Basal Cell Carcinoma in an Elderly Man

Author Affiliations
  • 1Internal Medicine Residency Training Program, Department of Internal Medicine, Saint Louis University School of Medicine, St Louis, Missouri
JAMA Intern Med. 2017;177(11):1672. doi:10.1001/jamainternmed.2017.4006

A robust man in his 90s, who was active and living independently, presented to a dermatologist’s office after a punch biopsy specimen of an asymptomatic mass he noticed on his left cheek revealed basal cell carcinoma (BCC). Examination of the mass showed a 1.5 × 2.0-cm crusted plaque on the left marionette line. Without a discussion with his physician regarding alternative treatment options, he underwent Mohs micrographic surgery 7 weeks later, which confirmed a micronodular BCC. After a 3-stage surgery, the patient was left with a 4.5 × 5.7-cm defect with resection of most of the buccinator muscle and a partial laceration of the parotid gland.
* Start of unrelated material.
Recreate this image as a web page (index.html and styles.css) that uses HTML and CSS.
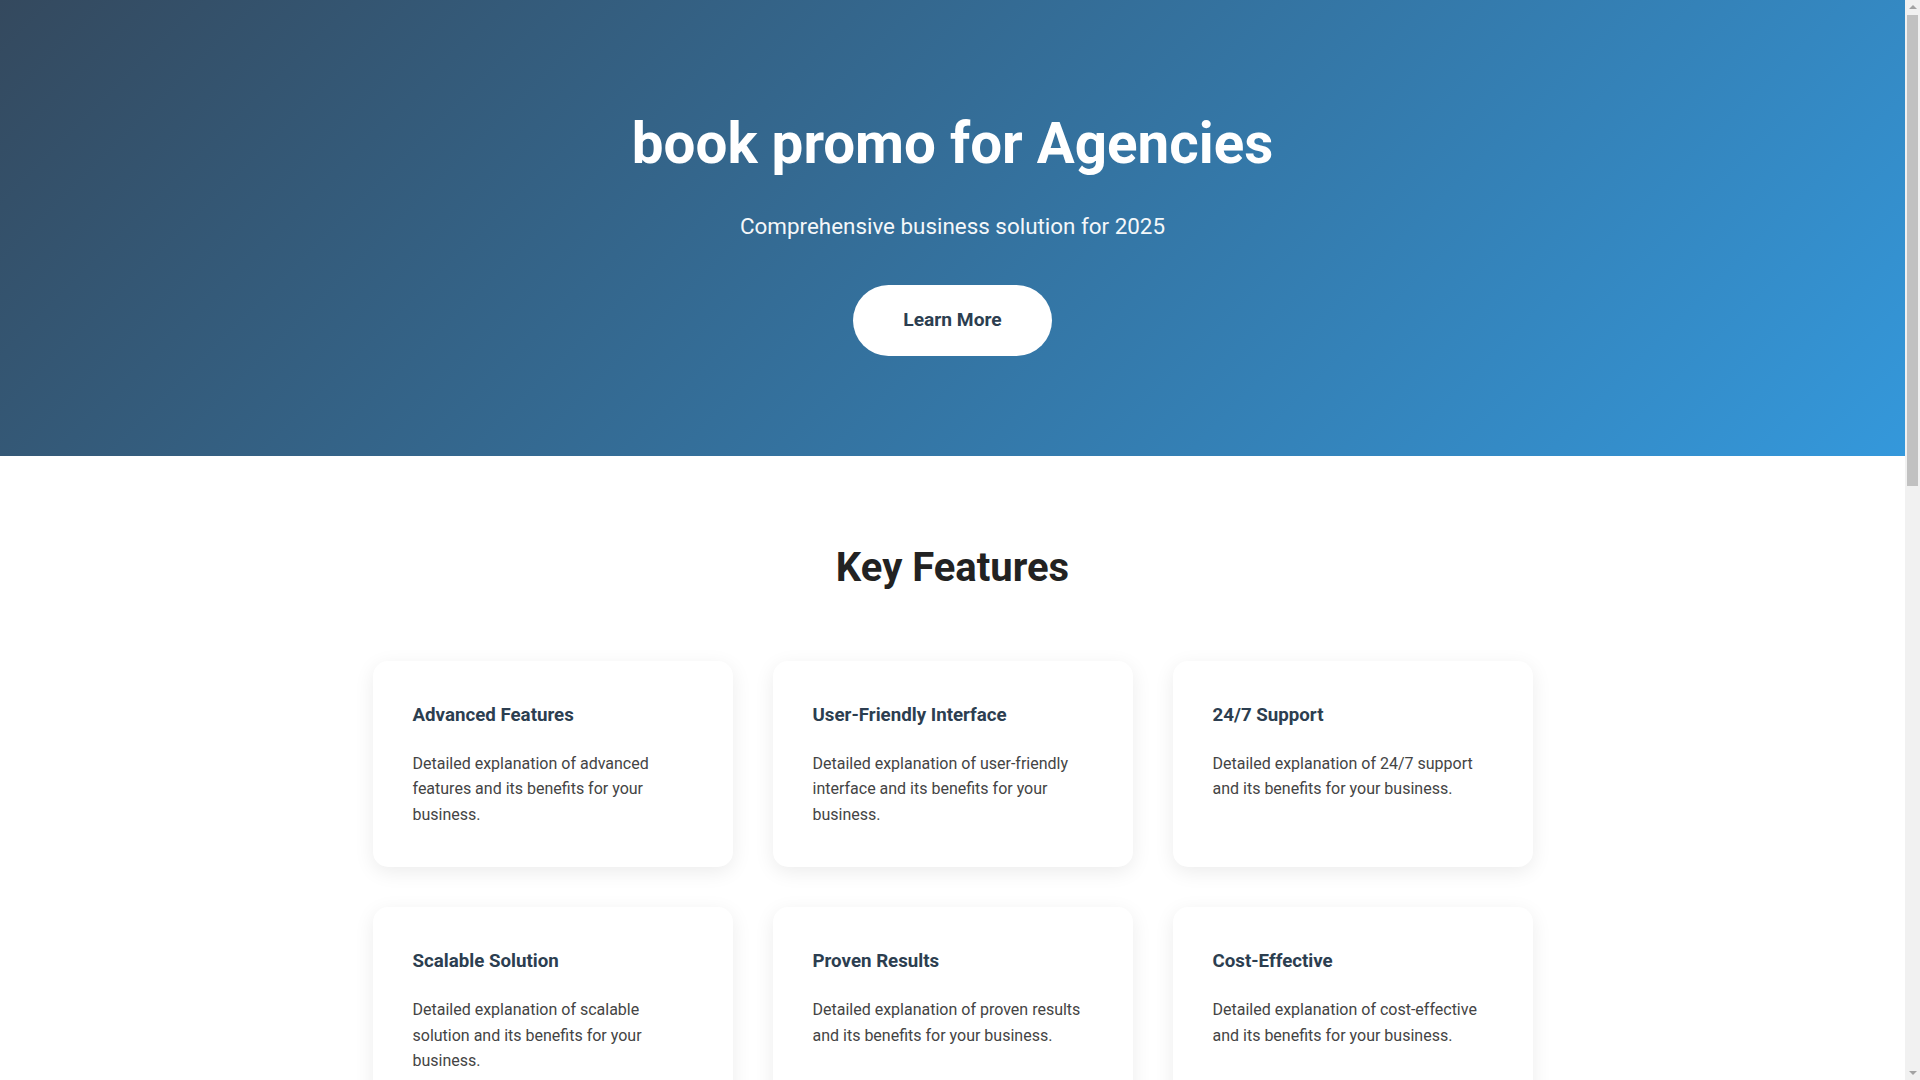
FILE: index.html
```html
<!DOCTYPE html>
<html lang="en">
<head>
<meta charset="UTF-8">
<title>book promo for Agencies</title>
<link rel="stylesheet" href="styles.css">
</head>
<body>
<header class="hero">
  <h1 class="hero-title">book promo for Agencies</h1>
  <p class="hero-subtitle">Comprehensive business solution for 2025</p>
  <a class="hero-button" href="#features">Learn More</a>
</header>

<section class="features" id="features">
  <div class="container">
    <h2 class="section-title">Key Features</h2>
    <div class="feature-grid">
      <div class="feature-card">
        <h3 class="feature-title">Advanced Features</h3>
        <p class="feature-text">Detailed explanation of advanced features and its benefits for your business.</p>
      </div>
      <div class="feature-card">
        <h3 class="feature-title">User-Friendly Interface</h3>
        <p class="feature-text">Detailed explanation of user-friendly interface and its benefits for your business.</p>
      </div>
      <div class="feature-card">
        <h3 class="feature-title">24/7 Support</h3>
        <p class="feature-text">Detailed explanation of 24/7 support and its benefits for your business.</p>
      </div>
      <div class="feature-card">
        <h3 class="feature-title">Scalable Solution</h3>
        <p class="feature-text">Detailed explanation of scalable solution and its benefits for your business.</p>
      </div>
      <div class="feature-card">
        <h3 class="feature-title">Proven Results</h3>
        <p class="feature-text">Detailed explanation of proven results and its benefits for your business.</p>
      </div>
      <div class="feature-card">
        <h3 class="feature-title">Cost-Effective</h3>
        <p class="feature-text">Detailed explanation of cost-effective and its benefits for your business.</p>
      </div>
    </div>
  </div>
</section>

<section class="testimonials">
  <div class="container">
    <h2 class="section-title">What Our Clients Say</h2>
    <div class="feature-grid">
      <div class="feature-card">
        <p class="feature-text">"This solution transformed the way our agency works."</p>
        <h3 class="feature-title">Client A</h3>
      </div>
      <div class="feature-card">
        <p class="feature-text">"Reliable, fast and easy to use for the whole team."</p>
        <h3 class="feature-title">Client B</h3>
      </div>
      <div class="feature-card">
        <p class="feature-text">"Great support and measurable results from day one."</p>
        <h3 class="feature-title">Client C</h3>
      </div>
    </div>
  </div>
</section>

<section class="cta">
  <h2 class="cta-title">Ready to Get Started?</h2>
  <p class="hero-subtitle">Join agencies already growing with book promo</p>
  <a class="hero-button" href="#features">Learn More</a>
</section>

<footer class="footer">
  <p>&copy; 2025 book promo. All rights reserved.</p>
</footer>

<div class="scrollbar" aria-hidden="true">
  <span class="scroll-arrow scroll-up"></span>
  <span class="scroll-thumb"></span>
  <span class="scroll-arrow scroll-down"></span>
</div>
</body>
</html>
```

FILE: styles.css
```css
* {
  box-sizing: border-box;
}

html, body {
  margin: 0;
  padding: 0;
}

body {
  font-family: Roboto, "Liberation Sans", Arial, sans-serif;
  font-size: 16px;
  line-height: 1.6;
  color: #333;
  background: #fff;
  margin-right: 15px;
}

.hero {
  background: linear-gradient(135deg, #34495e 0%, #3498db 100%);
  color: #fff;
  text-align: center;
  padding: 100px 20px;
}

.hero-title {
  font-size: 56.5px;
  font-weight: 700;
  line-height: 89px;
  margin: 0 0 20px;
}

.hero-subtitle {
  font-size: 22.4px;
  font-weight: 400;
  margin: 0 0 40px;
  opacity: 0.95;
}

.hero-button {
  display: inline-block;
  background: #fff;
  color: #2c3e50;
  font-size: 19.2px;
  font-weight: 700;
  text-decoration: none;
  padding: 20px 50px;
  border-radius: 50px;
  line-height: 1.6;
}

.features {
  padding: 80px 0;
}

.container {
  max-width: 1200px;
  margin: 0 auto;
  padding: 0 20px;
}

.section-title {
  font-size: 40px;
  font-weight: 700;
  color: #222;
  text-align: center;
  line-height: 1.6;
  margin: 0 0 61px;
}

.feature-grid {
  display: grid;
  grid-template-columns: repeat(3, 1fr);
  gap: 40px;
}

.feature-card {
  background: #fff;
  border-radius: 15px;
  padding: 40px;
  box-shadow: 0 5px 20px rgba(0, 0, 0, 0.08);
}

.feature-title {
  font-size: 18.72px;
  font-weight: 700;
  color: #2c3e50;
  margin: 0 0 20px;
}

.feature-text {
  margin: 0;
  color: #444;
}

.testimonials {
  padding: 40px 0 100px;
  background: #f8f9fa;
}

.testimonials .feature-text {
  margin-bottom: 20px;
}

.testimonials .feature-title {
  margin: 0;
}

.cta {
  background: linear-gradient(135deg, #34495e 0%, #3498db 100%);
  color: #fff;
  text-align: center;
  padding: 100px 20px;
}

.cta-title {
  font-size: 40px;
  margin: 0 0 20px;
}

.footer {
  background: #2c3e50;
  color: #fff;
  text-align: center;
  padding: 60px 20px;
}

.footer p {
  margin: 0;
}

/* browser scrollbar overlay */
.scrollbar {
  position: fixed;
  top: 0;
  right: 0;
  width: 15px;
  height: 100vh;
  background: #f1f1f1;
}

.scroll-thumb {
  position: absolute;
  top: 15px;
  left: 2px;
  width: 11px;
  height: 471px;
  background: #c1c1c1;
}

.scroll-arrow {
  position: absolute;
  left: 3.5px;
  width: 0;
  height: 0;
  border-left: 4px solid transparent;
  border-right: 4px solid transparent;
}

.scroll-up {
  top: 5px;
  border-bottom: 4px solid #a3a3a3;
}

.scroll-down {
  bottom: 5px;
  border-top: 4px solid #a3a3a3;
}
```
After each stage, the patient was given the option to stop the procedure. Each time, he opted to continue in hopes for a cure. He was sent home with an otolaryngology follow-up. Given the large facial defect and complications from Mohs surgery, he subsequently had another operation for further removal of positive tissue margins, parotid duct laceration repair, and cervicofacial flap reconstruction.